Usually I’m compiling my shaders as follows (from Metal):
xcrun -sdk macosx metal -c -frecord-sources shaders/shaders.metal -o shaders/shaders.air
xcrun -sdk macosx metallib shaders/shaders.air -o shaders/shaders.metallib
The -frecord-sources allow me to see the source when debugging and profiling a Metal frame.
Now with DXC we have a similar option, I can compile a typical HLSL shader with embedded debug symbols with:
dxc -T vs_6_0 -E VSMain shaders/triangle.hlsl -Fo shaders/triangle.dxil -Zi -O0 -Qembed_debug
The important options here are ’-Zi` and ’-Qembed_debug’, as they make sure debug symbols are embedded in the DXIL.
It seems that right now Metal Shader Converter doesn’t pass through the DXIL debug information, and I was wondering if it was possible.

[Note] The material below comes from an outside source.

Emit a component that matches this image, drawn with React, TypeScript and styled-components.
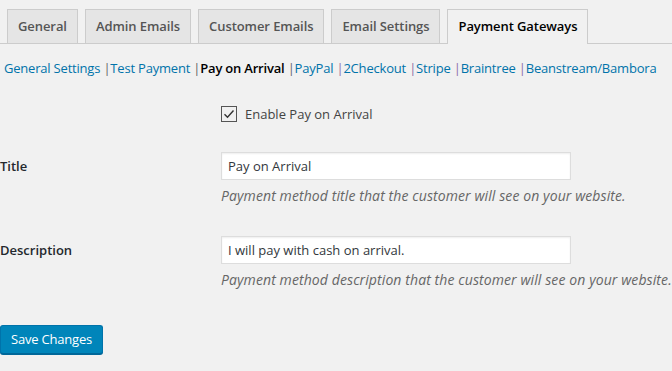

I’ve looked at all the options in the utility and haven’t seen anything that looked like it.
Right now debug symbols in my shaders is a must-have, so I’ll explore other routes to convert my HLSL shaders to Metal (I’ve been testing spir-v cross to do the conversion, I haven’t actually tested the debug symbols yet, I’ll report back later).
Thank you for your time!
Metal
RSS for tagRender advanced 3D graphics and perform data-parallel computations using graphics processors using Metal.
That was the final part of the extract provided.